__RECORDS__.
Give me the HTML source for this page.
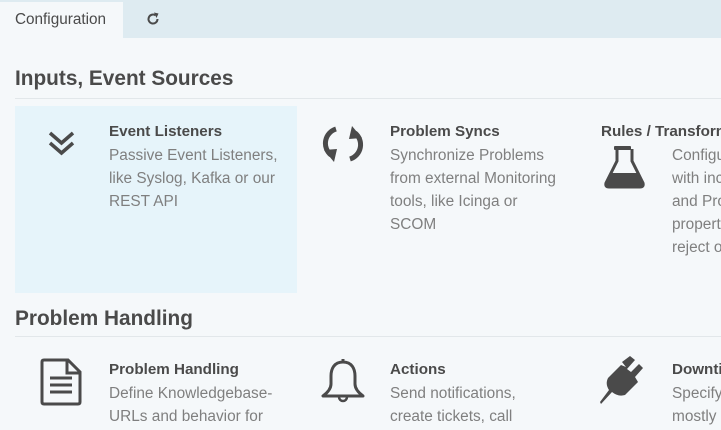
<!DOCTYPE html>
<html style="overflow:hidden"><head><style>
body{margin:0;width:721px;height:430px;overflow:hidden;background:#f5f8fa;font-family:"Liberation Sans",sans-serif;position:relative}
.bar{position:absolute;left:0;top:0;width:721px;height:38px;background:#deebf1}
.tab{position:absolute;left:0;top:2px;width:123px;height:36px;background:#f5f8fa;color:#4a4a4a;font-size:15.3px;line-height:36px;text-indent:15px}
h2{position:absolute;margin:0;left:15px;font-size:20.8px;font-weight:bold;color:#4a4a4a}
.hr{position:absolute;left:15px;width:706px;height:1px;background:#e2e7ea}
.t{position:absolute;font-size:15.2px;font-weight:bold;color:#4a4a4a;white-space:nowrap}
.d{position:absolute;font-size:15.4px;line-height:23px;color:#7f7f7f;white-space:nowrap}
svg{position:absolute}
.clip{position:absolute;left:0;top:0;width:721px;height:430px;overflow:hidden}
</style></head><body><div class="clip">
<div class="bar"></div>
<div class="tab">Configuration</div>
<svg style="left:145px;top:11px" width="16" height="16" viewBox="0 0 16 16"><path d="M12.5 8A4.5 4.5 0 1 1 10.5 4.3" fill="none" stroke="#4a4a4a" stroke-width="2"/><path d="M9 1.5L13.5 2.5 11.5 7Z" fill="#4a4a4a"/></svg>

<h2 style="top:67px">Inputs, Event Sources</h2>
<div class="hr" style="top:98px"></div>
<div style="position:absolute;left:15px;top:106px;width:282px;height:187px;background:#e6f4fa"></div>

<svg style="left:47px;top:130px" width="29" height="27" viewBox="0 0 29 27"><path d="M3 3L14.5 13 26 3M3 13L14.5 23 26 13" fill="none" stroke="#4a4a4a" stroke-width="3.5"/></svg>
<div class="t" style="left:109px;top:123px">Event Listeners</div>
<div class="d" style="left:109px;top:144px">Passive Event Listeners,<br>like Syslog, Kafka or our<br>REST API</div>

<svg style="left:322px;top:124px" width="42" height="40" viewBox="0 0 42 40"><path d="M14 5A15 15 0 0 0 9 31" fill="none" stroke="#4a4a4a" stroke-width="5"/><path d="M2 26L15 25 12 38Z" fill="#4a4a4a"/><path d="M28 35A15 15 0 0 0 33 9" fill="none" stroke="#4a4a4a" stroke-width="5"/><path d="M40 14L27 15 30 2Z" fill="#4a4a4a"/></svg>
<div class="t" style="left:390px;top:123px">Problem Syncs</div>
<div class="d" style="left:390px;top:144px">Synchronize Problems<br>from external Monitoring<br>tools, like Icinga or<br>SCOM</div>

<div class="t" style="left:601px;top:123px">Rules / Transformations</div>
<svg style="left:604px;top:146px" width="41" height="43" viewBox="0 0 41 43"><rect x="10" y="0" width="17" height="4" rx="1" fill="#4a4a4a"/><path d="M13 3V15L2 37Q1 41 5 41H36Q40 41 39 37L28 15V3" fill="none" stroke="#4a4a4a" stroke-width="3"/><path d="M8 27H33L39 38Q40 41 36 41H5Q1 41 2 38Z" fill="#4a4a4a"/></svg>
<div class="d" style="left:672px;top:144px">Configure rules<br>with incoming<br>and Problems<br>properties or<br>reject or</div>

<h2 style="top:307px">Problem Handling</h2>
<div class="hr" style="top:336px"></div>

<svg style="left:40px;top:358px" width="43" height="48" viewBox="0 0 43 48"><path d="M4 2H28L40 14V44Q40 46 38 46H4Q2 46 2 44V4Q2 2 4 2Z" fill="none" stroke="#4a4a4a" stroke-width="3"/><path d="M27 2V15H40" fill="none" stroke="#4a4a4a" stroke-width="3"/><path d="M10 20H32M10 27H32M10 34H32" stroke="#4a4a4a" stroke-width="3"/></svg>
<div class="t" style="left:109px;top:361px">Problem Handling</div>
<div class="d" style="left:109px;top:382px">Define Knowledgebase-<br>URLs and behavior for</div>

<svg style="left:320px;top:356px" width="46" height="50" viewBox="0 0 46 50"><path d="M23 3V6M23 6C14 6 11 13 11 20V28C11 33 7 37 3 40H43C39 37 35 33 35 28V20C35 13 32 6 23 6Z" fill="none" stroke="#4a4a4a" stroke-width="3" stroke-linejoin="round"/><path d="M19 41A4 4 0 0 0 27 41" fill="none" stroke="#4a4a4a" stroke-width="2.5"/></svg>
<div class="t" style="left:390px;top:361px">Actions</div>
<div class="d" style="left:390px;top:382px">Send notifications,<br>create tickets, call</div>

<svg style="left:600px;top:356px" width="44" height="50" viewBox="0 0 44 50"><path d="M30 1L35 5 27 14 31 17 39 9 43 13 35 22 38 27 25 40Q18 42 12 37L1 49 0 47 9 35Q5 29 8 23L21 10 26 12 22 7Z" fill="#4a4a4a" transform="translate(0,-1)"/></svg>
<div class="t" style="left:672px;top:361px">Downtimes</div>
<div class="d" style="left:672px;top:382px">Specify<br>mostly</div>
</div></body></html>
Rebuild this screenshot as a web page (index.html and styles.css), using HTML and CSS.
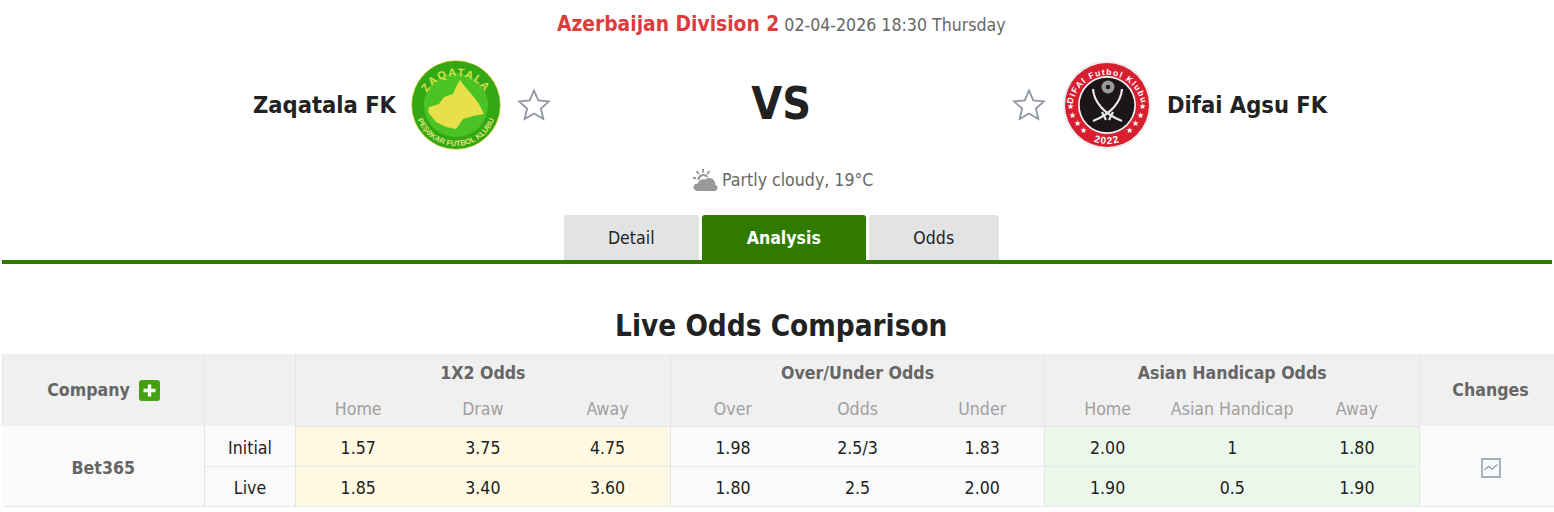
FILE: index.html
```html
<!DOCTYPE html>
<html lang="en">
<head>
    <meta charset="UTF-8">
    <meta name="viewport" content="width=device-width, initial-scale=1.0">
    <title>Zaqatala FK vs Difai Agsu FK</title>
    <link rel="stylesheet" href="styles.css">
</head>
<body>
    <div class="match-info">
        <span class="league">Azerbaijan Division 2</span>
        <span class="match-time">02-04-2026 18:30 Thursday</span>
    </div>

    <div class="teams">
        <div class="team team-home">
            <span class="team-name">Zaqatala FK</span>
            <svg class="logo" width="90" height="90" viewBox="0 0 90 90">
                <defs>
                    <path id="zaqTop" d="M11 50 A34 34 0 1 1 79 50"/>
                    <path id="zaqBottom" d="M4 45 A41 41 0 0 0 86 45"/>
                </defs>
                <circle cx="45" cy="45" r="44.7" fill="#e6d93f"/>
                <circle cx="45" cy="45" r="44" fill="#33a814"/>
                <circle cx="45" cy="45" r="32" fill="#4cc324"/>
                <path d="M49 20 L55 28 L62 36 L68 44 L73 54 L62 56 L52 59 L45 69 L35 67 L25 62 L17 52 L18 47 L28 44 L33 37 L42 34 L45 27 Z" fill="#e8e04a"/>
                <text class="zaq-top"><textPath href="#zaqTop" startOffset="50%" text-anchor="middle">ZAQATALA</textPath></text>
                <text class="zaq-bottom"><textPath href="#zaqBottom" startOffset="50%" text-anchor="middle">PEŞƏKAR FUTBOL KLUBU</textPath></text>
            </svg>
            <svg class="star" width="34" height="34" viewBox="0 0 34 34">
                <path d="M17 2.5 L21.3 12.4 L32 13.4 L23.9 20.5 L26.3 31 L17 25.5 L7.7 31 L10.1 20.5 L2 13.4 L12.7 12.4 Z"/>
            </svg>
        </div>
        <div class="vs">VS</div>
        <div class="team team-away">
            <svg class="star" width="34" height="34" viewBox="0 0 34 34">
                <path d="M17 2.5 L21.3 12.4 L32 13.4 L23.9 20.5 L26.3 31 L17 25.5 L7.7 31 L10.1 20.5 L2 13.4 L12.7 12.4 Z"/>
            </svg>
            <svg class="logo" width="90" height="90" viewBox="0 0 90 90">
                <defs>
                    <path id="difTop" d="M10 50 A35 35 0 1 1 80 50"/>
                    <path id="difBottom" d="M6 45 A39 39 0 0 0 84 45"/>
                </defs>
                <circle cx="45" cy="45" r="44" fill="#ececec"/>
                <circle cx="45" cy="45" r="42" fill="#d81f30"/>
                <circle cx="45" cy="45" r="29" fill="#f4f4f4"/>
                <circle cx="45" cy="45" r="27.3" fill="#1b1718"/>
                <circle cx="46" cy="27" r="6.5" fill="#9a9a9a"/>
                <circle cx="46" cy="27" r="2.2" fill="#1b1718"/>
                <path class="sabre" d="M31 29 C32 42 42 54 60 61"/>
                <path class="sabre" d="M60 29 C59 42 49 54 31 61"/>
                <path class="sabre" d="M51 52 L47 60 M40 52 L44 60"/>
                <text class="dif-top"><textPath href="#difTop" startOffset="50%" text-anchor="middle">DIFAI Futbol Klubu</textPath></text>
                <text class="dif-bottom"><textPath href="#difBottom" startOffset="50%" text-anchor="middle">2022</textPath></text>
                <text class="dif-star" x="5" y="49">★</text>
                <text class="dif-star" x="77" y="49">★</text>
                <text class="dif-star" x="7" y="58">★</text>
                <text class="dif-star" x="75" y="58">★</text>
                <text class="dif-star" x="12" y="66">★</text>
                <text class="dif-star" x="70" y="66">★</text>
                <text class="dif-star" x="18" y="73">★</text>
                <text class="dif-star" x="64" y="73">★</text>
            </svg>
            <span class="team-name">Difai Agsu FK</span>
        </div>
    </div>

    <div class="weather">
        <svg width="26" height="24" viewBox="0 0 26 24">
            <g class="sun-rays">
                <path d="M11 1 V4.5"/>
                <path d="M4.5 3 L6.8 6"/>
                <path d="M17.5 3 L15.2 6"/>
                <path d="M1 10 H4"/>
            </g>
            <path class="sun-arc" d="M6.5 12 A5 5 0 0 1 15.5 9"/>
            <path class="cloud" d="M6 23 C2.5 23 1 20.5 1.5 18.5 C2 16.5 4 15.5 5.5 16 C6.5 12.5 10 10.5 13.5 11.5 C15.5 9.5 20 9.5 22 12.5 C23 14 23.5 15.5 23 16.5 C25 17 26 19 25.5 20.5 C25 22.5 23.5 23 22 23 Z"/>
        </svg>
        <span>Partly cloudy, 19°C</span>
    </div>

    <div class="tabs">
        <a class="tab tab-detail">Detail</a>
        <a class="tab tab-analysis active">Analysis</a>
        <a class="tab tab-odds">Odds</a>
    </div>

    <h2 class="section-title">Live Odds Comparison</h2>

    <table class="odds-table">
        <colgroup>
            <col class="col-company">
            <col class="col-type">
            <col class="col-odd"><col class="col-odd"><col class="col-odd">
            <col class="col-odd"><col class="col-odd"><col class="col-odd">
            <col class="col-odd"><col class="col-odd"><col class="col-odd">
            <col class="col-changes">
        </colgroup>
        <thead>
            <tr class="head-top">
                <th rowspan="2">
                    <span class="company-head">Company
                        <svg width="21" height="21" viewBox="0 0 21 21">
                            <rect width="21" height="21" rx="3" fill="#45a012"/>
                            <path d="M10.5 4.5 V16.5 M4.5 10.5 H16.5" stroke="#fff" stroke-width="3.4"/>
                        </svg>
                    </span>
                </th>
                <th rowspan="2"></th>
                <th colspan="3">1X2 Odds</th>
                <th colspan="3">Over/Under Odds</th>
                <th colspan="3">Asian Handicap Odds</th>
                <th rowspan="2">Changes</th>
            </tr>
            <tr class="head-sub">
                <th>Home</th><th>Draw</th><th class="group-end">Away</th>
                <th>Over</th><th>Odds</th><th class="group-end">Under</th>
                <th>Home</th><th>Asian Handicap</th><th class="group-end">Away</th>
            </tr>
        </thead>
        <tbody>
            <tr>
                <td class="company" rowspan="2">Bet365</td>
                <td class="type">Initial</td>
                <td class="yellow">1.57</td><td class="yellow">3.75</td><td class="yellow group-end">4.75</td>
                <td>1.98</td><td>2.5/3</td><td class="group-end">1.83</td>
                <td class="green">2.00</td><td class="green">1</td><td class="green group-end">1.80</td>
                <td class="changes" rowspan="2">
                    <svg width="20" height="20" viewBox="0 0 20 20">
                        <rect x="1" y="1" width="18" height="18" fill="none" stroke="#8c99a3" stroke-width="1.5"/>
                        <path d="M3.5 12 L7.5 8.5 L11 11 L16.5 6.5" fill="none" stroke="#8c99a3" stroke-width="1.2"/>
                    </svg>
                </td>
            </tr>
            <tr>
                <td class="type">Live</td>
                <td class="yellow">1.85</td><td class="yellow">3.40</td><td class="yellow group-end">3.60</td>
                <td>1.80</td><td>2.5</td><td class="group-end">2.00</td>
                <td class="green">1.90</td><td class="green">0.5</td><td class="green group-end">1.90</td>
            </tr>
        </tbody>
    </table>
</body>
</html>
```

FILE: styles.css
```css
* {
    box-sizing: border-box;
}
body {
    margin: 0;
    padding: 0 2px;
    background: #fff;
    color: #222;
    font-family: "DejaVu Sans Condensed", "DejaVu Sans", sans-serif;
    font-stretch: condensed;
    font-size: 17.6px;
    overflow: hidden;
}
.match-info {
    height: 48px;
    padding: 10px 0 0 8.5px;
    text-align: center;
    color: #666;
    line-height: 28px;
}
.league {
    color: #dc3c3c;
    font-size: 20.8px;
    font-weight: bold;
}
.teams {
    display: flex;
    align-items: center;
    height: 113px;
    padding-left: 8.5px;
}
.team {
    display: flex;
    flex: 1;
    align-items: center;
}
.team-home {
    justify-content: flex-end;
}
.team-name {
    font-size: 23.5px;
    font-weight: bold;
    color: #222;
}
.team-home .logo {
    margin: 0 15.5px 0 15px;
}
.team-away .logo {
    margin: 0 15px 0 16px;
}
.star {
    flex: none;
}
.star path {
    fill: #fff;
    stroke: #8f96a0;
    stroke-width: 1.8;
}
.vs {
    width: 461.5px;
    margin-top: -2px;
    text-align: center;
    font-size: 44.5px;
    font-weight: bold;
    color: #222;
}
.zaq-top {
    font: bold 11px "Liberation Sans", sans-serif;
    fill: #d8e04a;
    letter-spacing: 1.4px;
}
.zaq-bottom {
    font: bold 7.6px "Liberation Sans", sans-serif;
    fill: #dfe27a;
}
.dif-top {
    font: bold 8.5px "Liberation Sans", sans-serif;
    fill: #fff;
    letter-spacing: 1.2px;
}
.dif-bottom {
    font: bold 10px "Liberation Sans", sans-serif;
    fill: #fff;
    letter-spacing: 1.2px;
}
.dif-star {
    font: 8px "DejaVu Sans", sans-serif;
    fill: #fff;
}
.sabre {
    fill: none;
    stroke: #e8e8e8;
    stroke-width: 2.2;
}
.weather {
    display: flex;
    justify-content: center;
    align-items: center;
    gap: 4px;
    height: 36px;
    padding: 1px 0 0 11.5px;
    color: #666;
}
.sun-rays path,
.sun-arc {
    fill: none;
    stroke: #999;
    stroke-width: 2;
}
.cloud {
    fill: #999;
}
.tabs {
    display: flex;
    justify-content: center;
    gap: 3px;
    height: 49px;
    margin-top: 18px;
    padding-left: 8.5px;
    border-bottom: 4px solid #317a00;
}
.tab {
    display: block;
    height: 45px;
    padding-top: 1px;
    line-height: 45px;
    text-align: center;
    background: #e3e3e3;
    border-radius: 3px 3px 0 0;
    color: #222;
}
.tab-detail {
    width: 135px;
}
.tab-analysis {
    width: 164px;
}
.tab-odds {
    width: 130px;
}
.tab.active {
    background: #317a00;
    color: #fff;
    font-weight: bold;
}
.section-title {
    margin: 0;
    height: 90px;
    padding: 44px 0 0 8.5px;
    text-align: center;
    font-size: 29.4px;
    line-height: 36px;
    font-weight: bold;
    color: #222;
}
.odds-table {
    width: 1559px;
    table-layout: fixed;
    border-collapse: collapse;
}
.col-company {
    width: 202px;
}
.col-type {
    width: 91px;
}
.col-odd {
    width: 124.9px;
}
.col-changes {
    width: 141.9px;
}
.odds-table th {
    background: #f0f0f0;
    border: 1px solid #e4e4e4;
    border-top: 0;
    color: #666;
    font-weight: bold;
    padding: 0;
}
.odds-table tr:first-child th {
    border-bottom: 0;
}
.head-top th {
    height: 37px;
}
.head-sub th {
    height: 35px;
    padding-top: 1px;
    font-weight: normal;
    color: #a0a0a0;
    border-left: 0;
    border-right: 0;
    border-top: 0;
}
.head-sub th.group-end {
    border-right: 1px solid #e4e4e4;
}
.company-head {
    display: inline-flex;
    align-items: center;
    gap: 9px;
}
.odds-table td {
    height: 40px;
    padding: 4px 0 0;
    text-align: center;
    border-bottom: 1px solid #e8e8e8;
    color: #222;
    background: #fafafa;
}
.odds-table td.group-end {
    border-right: 1px solid #e4e4e4;
}
.odds-table td.company {
    font-weight: bold;
    color: #666;
    border-right: 1px solid #e4e4e4;
}
.odds-table td.type {
    border-right: 1px solid #e4e4e4;
}
.odds-table td.yellow {
    background: #fef9e3;
}
.odds-table td.green {
    background: #edf8ed;
}
.changes svg {
    display: block;
    margin: 0 auto;
}
```
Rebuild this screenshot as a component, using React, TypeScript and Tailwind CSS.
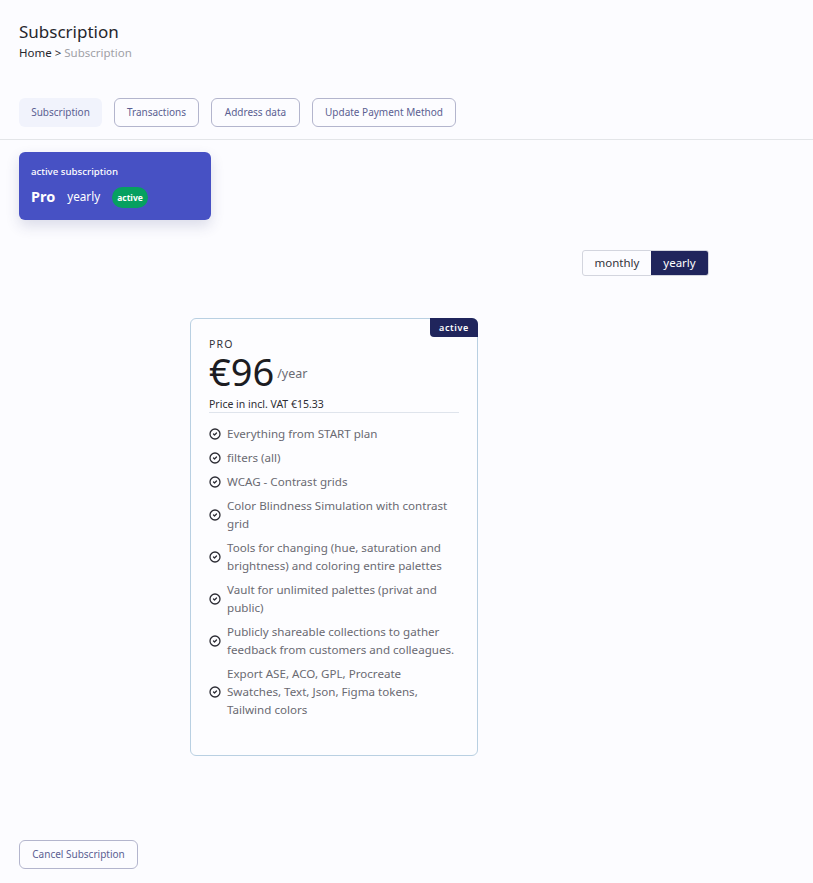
import { CircleCheck } from "lucide-react";

const TABS = [
  { label: "Transactions", width: "w-[85px]" },
  { label: "Address data", width: "w-[89px]" },
  { label: "Update Payment Method", width: "w-[144px]" },
];

const FEATURES = [
  "Everything from START plan",
  "filters (all)",
  "WCAG - Contrast grids",
  "Color Blindness Simulation with contrast grid",
  "Tools for changing (hue, saturation and brightness) and coloring entire palettes",
  "Vault for unlimited palettes (privat and public)",
  "Publicly shareable collections to gather feedback from customers and colleagues.",
  "Export ASE, ACO, GPL, Procreate Swatches, Text, Json, Figma tokens, Tailwind colors",
];

function PriceCard() {
  return (
    <div className="relative w-[288px] h-[438px] rounded-md border border-[#b9d0e2] bg-[#fdfdff] px-[18px] pt-[19px]">
      <span className="absolute -top-px -right-px h-[19px] w-[48px] rounded-tr-md rounded-bl-[4px] bg-[#20255c] text-center text-[9px] leading-[19px] font-semibold tracking-[0.6px] text-white">
        active
      </span>
      <div className="text-[10.5px] leading-[13px] tracking-[1.2px] text-[#33333b]">PRO</div>
      <div className="flex items-end h-[40px]">
        <span className="text-[38px] leading-[40px] text-[#1c1c22]">€96</span>
        <span className="ml-[3px] mb-[7px] text-[12.5px] leading-5 text-[#6b6b73]">/year</span>
      </div>
      <div className="mt-[5px] border-b border-[#dfe4ec] text-[10.5px] leading-[16px] text-[#2d2d33]">
        Price in incl. VAT €15.33
      </div>
      <ul className="mt-[12px] flex flex-col gap-1.5">
        {FEATURES.map((f) => (
          <li key={f} className="flex items-center gap-[6px] text-[11.6px] leading-[18px] text-[#6a6a72]">
            <CircleCheck size={12} strokeWidth={2.6} className="shrink-0 text-[#2c2c34]" />
            <span className="max-w-[229px]">{f}</span>
          </li>
        ))}
      </ul>
    </div>
  );
}

export default function App() {
  return (
    <div className="h-[883px] w-[813px] overflow-hidden bg-[#fcfcff] pt-[21px] font-['Noto_Sans',sans-serif]">
      <div className="pl-[19px]">
        <h1 className="text-[17px] leading-[22px] text-[#26262c]">Subscription</h1>
        <div className="mt-[1px] text-[11.5px] leading-[18px] text-[#26262c]">
          Home &gt; <span className="text-[#a0a0a6]">Subscription</span>
        </div>
      </div>

      <div className="mt-[36px] flex gap-3 border-b border-[#e3e5e8] pb-3 pl-[19px]">
        <button className="h-[29px] w-[83px] rounded-md bg-[#f1f3fc] text-[10px] text-[#5b5f92]">Subscription</button>
        {TABS.map((t) => (
          <button key={t.label} className={`h-[29px] rounded-md border border-[#b3b5cd] text-[10px] text-[#5b5f92] ${t.width}`}>
            {t.label}
          </button>
        ))}
      </div>

      <div className="ml-[19px] mt-3 h-[68px] w-[192px] rounded-md bg-[#4751c4] px-3 pt-[12px] text-white shadow-[0_6px_14px_rgba(50,55,120,0.16)]">
        <div className="text-[9.7px] leading-[16px] font-medium">active subscription</div>
        <div className="mt-[5px] flex items-center">
          <span className="text-[14.5px] leading-[21px] font-bold">Pro</span>
          <span className="ml-3 text-[11.7px] leading-[21px]">yearly</span>
          <span className="ml-3 mt-[2px] h-[21px] rounded-full bg-[#06a060] px-[5px] text-[8.5px] leading-[21px] font-bold">active</span>
        </div>
      </div>

      <div className="mr-[104px] mt-[30px] flex justify-end">
        <div className="flex h-[26px] overflow-hidden rounded-[3px] border border-[#d3d5de] text-[11.5px] leading-[23px]">
          <span className="w-[68px] text-center text-[#33333b]">monthly</span>
          <span className="w-[57px] bg-[#20255c] text-center text-white">yearly</span>
        </div>
      </div>

      <div className="ml-[190px] mt-[42px]">
        <PriceCard />
      </div>

      <div className="ml-[19px] mt-[84px]">
        <button className="h-[29px] w-[119px] rounded-md border border-[#b3b5cd] text-[10px] text-[#5b5f92]">
          Cancel Subscription
        </button>
      </div>
    </div>
  );
}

__SET EXERCISE__. Exactly how many lines contain "screenshot"? State the number and nothing else.

__WRITTEN REPLY__. 2